In both Germany and France, growth was driven by domestic demand, while trade was buoyant, but probably broadly neutral for overall growth, the expert said.
However, he added that while investment made a return in Germany, “it remained elusive in France, suggesting that France’s bounce-back does not signal a return to persistent strong growth yet.”
However, the Italian economy, the third-biggest in the eurozone, is still struggling.
Data released late on Tuesday showed that the economy shrank by less than feared in the second quarter, boosting hopes that the end of recession is in sight, but marked the eighth quarterly contraction in a row.
The official Istat data agency said the economy shrank 0.2 percent in the quarter, amid recent indicators that the recession is easing.
The latest shrinkage follows a 0.6 percent contraction in the first three months.
Meanwhile, the Netherlands remains in recession after its economy shrank a further 0.2 percent in the second quarter of this year, dragged down by a big jump in unemployment, the Central Statistic Bureau said yesterday.

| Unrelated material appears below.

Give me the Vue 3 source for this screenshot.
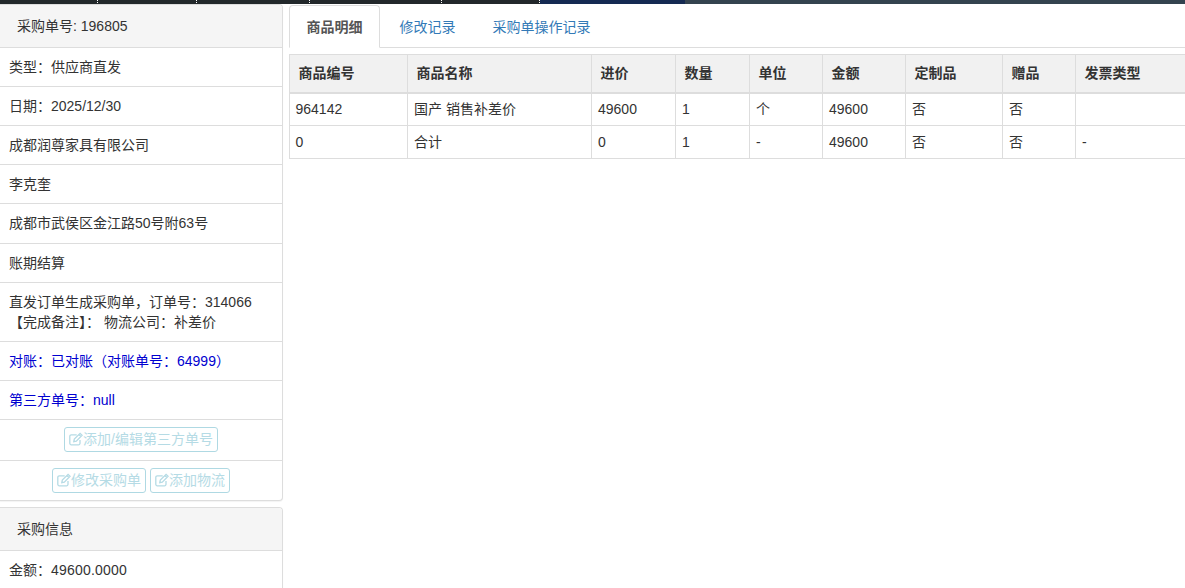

The eurozone’s fifth-biggest economy shrank for the fourth quarter in a row, but the contraction is lessening, the bureau said.
The economy slid 0.4 percent in the first quarter of this year. Compared with a year ago, the economy shrank 1.8 percent.
The Czech economy, central Europe’s third-biggest, shook off its longest recession lasting 18 months, as it expanded by 0.7 percent in the second quarter from output in the previous quarter, an official estimate showed yesterday.
On an annual basis, the Czech economy fell at a seasonally adjusted pace of 1.2 percent in April to June, the Czech Statistical Office said.